The European Commission said Monday it will support Turkey with one billion euros ($1.07 billion) to help with reconstruction in the aftermath of the earthquake that devastated parts of the country and neighboring Syria last month.
Ursula von der Leyen, the president of the EU's executive arm, also pledged 108 million euros in humanitarian aid for Syria at the opening of a donors' conference in Brussels gathering the bloc's international partners to raise money for both countries.
The magnitude 7.8 earthquake on Feb. 6 killed more than 52,000 people - the vast majority in Turkey. Nearly 300,000 buildings in Turkey either collapsed or were severely damaged, according to the country's president.

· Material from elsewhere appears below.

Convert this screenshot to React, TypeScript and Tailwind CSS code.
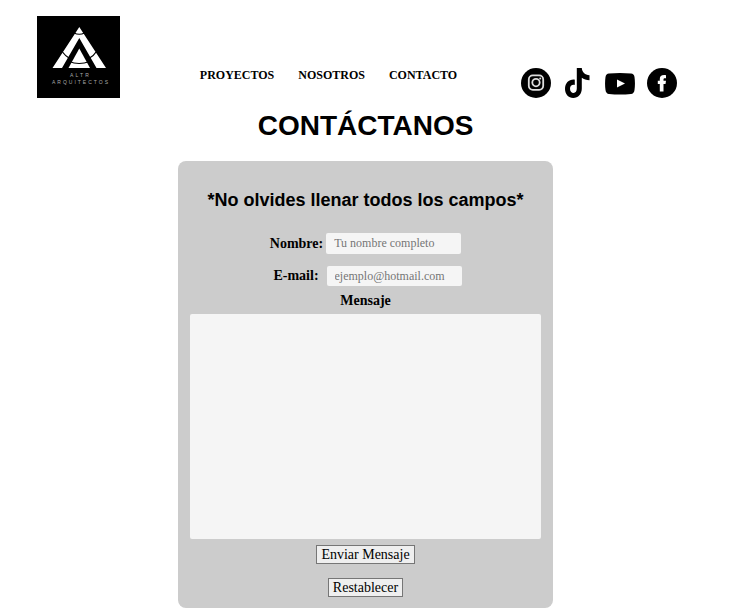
import type { ReactNode } from "react";

const links = ["PROYECTOS", "NOSOTROS", "CONTACTO"];

function Logo() {
  return (
    <svg viewBox="0 0 83 82" className="h-[82px] w-[83px]" role="img" aria-label="ALTR Arquitectos">
      <rect width="83" height="82" fill="#000" />
      <path d="M42.300 11 L15.500 52 H25 L42.300 22 L59.500 52 H69 Z" fill="#fff" />
      <path d="M42.300 32.500 L31.500 52 H53 Z" fill="#fff" />
      <path d="M37 17 Q42.300 19.500 47.500 17 M25.500 36 Q28 39.500 32 42 M59 36 Q57 39.500 52.500 42 M32 45.500 Q42 49.500 52.500 45.500" fill="none" stroke="#000" strokeWidth="1.200" />
      <text x="43.500" y="61" textAnchor="middle" fill="#aaa" fontSize="5" letterSpacing="2.200" fontFamily="Liberation Sans, sans-serif">ALTR</text>
      <text x="44" y="68" textAnchor="middle" fill="#aaa" fontSize="5" letterSpacing="2" fontFamily="Liberation Sans, sans-serif">ARQUITECTOS</text>
    </svg>
  );
}

function Social({ label, children }: { label: string; children: ReactNode }) {
  return (
    <a href="#" aria-label={label}>
      <svg viewBox="0 0 30 30" className="size-[30px]">{children}</svg>
    </a>
  );
}

export default function App() {
  return (
    <div className="bg-white pr-4 font-['Liberation_Serif',serif] text-black">
      <header className="flex items-end justify-between pt-4 pr-[54px] pl-[37px]">
        <a href="#"><Logo /></a>
        <nav className="mb-3.5 flex gap-6 pl-4 text-xs leading-[18px] font-bold">
          {links.map((l) => <a key={l} href="#">{l}</a>)}
        </nav>
        <div className="flex gap-3">
          <Social label="Instagram">
            <circle cx="15" cy="15" r="15" />
            <g fill="none" stroke="#ddd" strokeWidth="1.800">
              <rect x="7.800" y="7.400" width="14.400" height="14.400" rx="4" />
              <circle cx="15" cy="14.600" r="3.700" />
            </g>
            <circle cx="19.200" cy="10.500" r="1" fill="#ddd" />
          </Social>
          <Social label="TikTok">
            <path d="M13.800 0 H18.800 C19 4 22 7 26.500 7.300 V12.300 C23.500 12.300 20.700 11.400 18.800 9.800 V20.500 C18.800 26 15.200 30 10.200 30 C5.500 30 2 26 2 21 C2 15 6.300 11 11.800 11.700 V16.900 C9 16.200 7 18 7 20.700 C7 23.200 8.500 24.900 10.500 24.900 C12.600 24.900 13.800 23.300 13.800 20.500 Z" />
          </Social>
          <Social label="YouTube">
            <path d="M4 5.500 Q15 4.300 26 5.500 Q29 5.800 29.500 9 Q30.400 15.500 29.500 22 Q29 25.700 26 26 Q15 27 4 26 Q1 25.700 .5 22 Q-.4 15.500 .5 9 Q1 5.800 4 5.500 Z" />
            <path d="M12 11.500 V19.500 L20 15.500 Z" fill="#fff" />
          </Social>
          <Social label="Facebook">
            <circle cx="15" cy="15" r="15" />
            <path d="M12.800 23.500 V16 H10.800 V12.700 H12.800 V11 C12.800 8 14.500 6.700 19 7.200 V10.200 C17 10 16.500 10.400 16.500 11.500 V12.700 H19 L18.500 16 H16.500 V23.500 Z" fill="#fff" />
          </Social>
        </div>
      </header>
      <main className="flex flex-col items-center">
        <h1 className="mt-3 font-['Liberation_Sans',sans-serif] text-[28px] leading-8 font-bold">CONTÁCTANOS</h1>
        <form className="mt-[19px] flex w-full max-w-[375px] flex-col items-center rounded-lg bg-[#ccc] px-3 pt-7 pb-[11px] text-sm leading-5">
          <h2 className="font-['Liberation_Sans',sans-serif] text-lg leading-[22px] font-bold">*No olvides llenar todos los campos*</h2>
          <div className="mt-[22px] flex items-center gap-[3px]">
            <label htmlFor="name" className="font-bold">Nombre:</label>
            <input id="name" type="text" placeholder="Tu nombre completo" className="h-[21px] w-[135px] rounded-xs bg-[#f5f5f5] px-2 text-xs placeholder:text-[#757575]" />
          </div>
          <div className="mt-3 flex items-center gap-2 pl-1">
            <label htmlFor="email" className="font-bold">E-mail:</label>
            <input id="email" type="email" placeholder="ejemplo@hotmail.com" className="h-5 w-[135px] rounded-xs bg-[#f5f5f5] px-2 text-xs placeholder:text-[#757575]" />
          </div>
          <label htmlFor="message" className="mt-[5px] font-bold">Mensaje</label>
          <textarea id="message" className="mt-[3px] h-[225px] w-full resize-none rounded-xs bg-[#f5f5f5] p-2" />
          <button type="submit" className="mt-1.5 h-[19px] border border-[#767676] bg-[#efefef] px-1 leading-4">Enviar Mensaje</button>
          <button type="reset" className="mt-3.5 h-[19px] border border-[#767676] bg-[#efefef] px-1 leading-4">Restablecer</button>
        </form>
      </main>
    </div>
  );
}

The International Rescue Committee, an aid group responding to humanitarian crises, said the situation in the region remains critical and urged donors to ensure that the UN's appeal for Turkey and Syria - calling for $1 billion and $397 million respectively - is fully funded.
"The people affected by this devastating earthquake are relying on donors meeting in Brussels to step up this week," said Tanya Evans, the IRC's Country Director in Syria. "They need to ensure that funding is available for life-saving items including food, shelter, warm clothes and clean water, as well as support to the already weak healthcare system including the provision of medicines and medical equipment. If they fail to do so, the most vulnerable will pay the price," she added.
The conference is hosted by the European Commission and Sweden, which holds the rotating presidency of the EU. The one-day meeting is attended by NGOs, G-20 and UN members as well as international financial institutions.
In total, donors on Monday pledged seven billion euros to help Turkey and Syria recover from last month's devastating earthquake, as Ankara set the bill for rebuilding at well over 10 times that figure.
Sweden's Prime Minister Ulf Kristersson, who co-chaired the event, said the seven-billion-euro pledge sent "one main message, that the people affected are not alone".
European Commission President Ursula von der Leyen said of the total pledged, 950 million euros would be to help people in Syria.
"The needs of the survivors are still massive and must be tackled with urgency," she said.
Survivors of the earthquake in rebel-held northwest Syria have received very little assistance because of deep divisions exacerbated by the country's 12-year war. The EU said 15.3 million Syrians of a population of 21.3 million already required humanitarian assistance before the earthquake struck.
The bloc has been providing humanitarian aid to Syria since 2011 and wants to step it up. But it does not intend to help with reconstruction in the war-torn country, with EU sanctions against the Syrian regime of President Bashar Assad in place due to its continued crackdown against civilians.
Turkish President Recep Tayyip Erdogan addressed the conference via videolink and described some of the reconstruction challenges, including deadly floods that hit parts of the earthquake zone last week.
"Some of the aftershocks have been going on for a while and they are of equal magnitude to a separate earthquake," he said. "We have been fighting against the flood disasters and challenging weather conditions."
Erdogan said some 298,000 buildings across 11 provinces affected by the earthquake were destroyed or left unfit for use.
"No single country can fight against such a disaster, regardless of its level of economic development," he said, putting the cost of reconstruction at $104 billion. "Your contributions made at this conference will contribute to the healing of wounds and wipe clean the traces of this disaster."